ST. KITTS (Basseterre)
St Kitts and Nevis
St. Kitts verdant volcanic slopes rise from crystal clear Caribbean waters, promising a land of escape, relaxation and rejuvenation. A place for ‘limin’ - the local word for kicking back, Caribbean style, you’ll be welcomed to an island paradise blessed with swarming reefs, hidden white-sand beaches, and irresistible shallow seas. Bigger sibling to nearby Nevis, St. Kitts is a place of unrestrained natural beauty. Soak up the dreamy Caribbean bliss, or explore sprawling island rainforests, teeming with hummingbirds and the distant sounds of waterfalls, as you walk the island’s vine-tangled paths.
A ride on Basseterre’s scenic sugar train is a rumbling, immersive journey through the heart of this Caribbean island of culture and vivid unspoiled scenery. Carriages that once transported crops of sugar cane to the city sweep around long curving bends, revealing a spectacular introduction to St. Kitts. The landscapes here are beautiful, and things are no less spectacular offshore, where glorious crystalline waters invite you to dive with turtles, and explore doomed wrecks like the River Taw ship – which has now exploded with marine life.
In Basseterre itself, stop off to see the pea-green Berkeley Memorial clock, which stands in the Circus, surrounded by busy St. Kitts life. Independence Square is also waiting among the city’s charming Georgian buildings.
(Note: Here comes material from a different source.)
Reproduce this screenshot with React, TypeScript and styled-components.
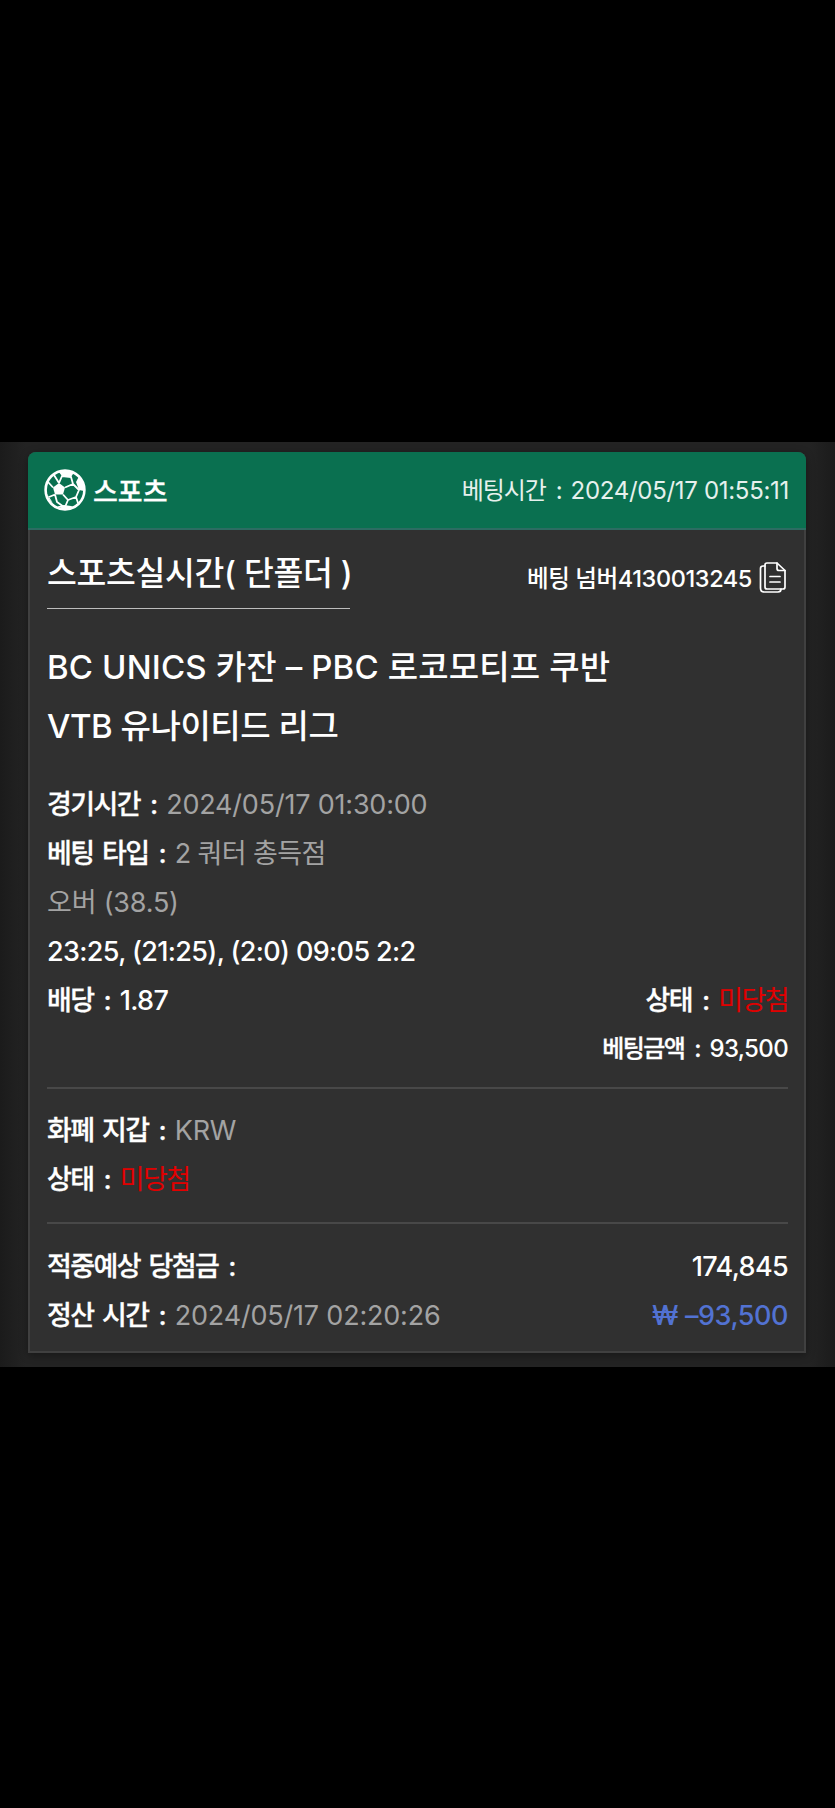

Renamed from Pall Mall on the 19th of September 1983 - to celebrate the island’s independence - the pretty square gravitates around a colourful burbling fountain, and has a dark history, as a former slave market.
Wary canons watch out over the waves far below at Brimstone Hill Fortress, a site of significant history, which dates back to 1690. Known as the ‘Gibraltar of the West Indies’ due to its importance at the heart of the British empire, St. Kitts was one of the first island in the West Indies to be colonised. Nowadays, its World Heritage Site fortress offers panoramic views along the coastline it was built to defend.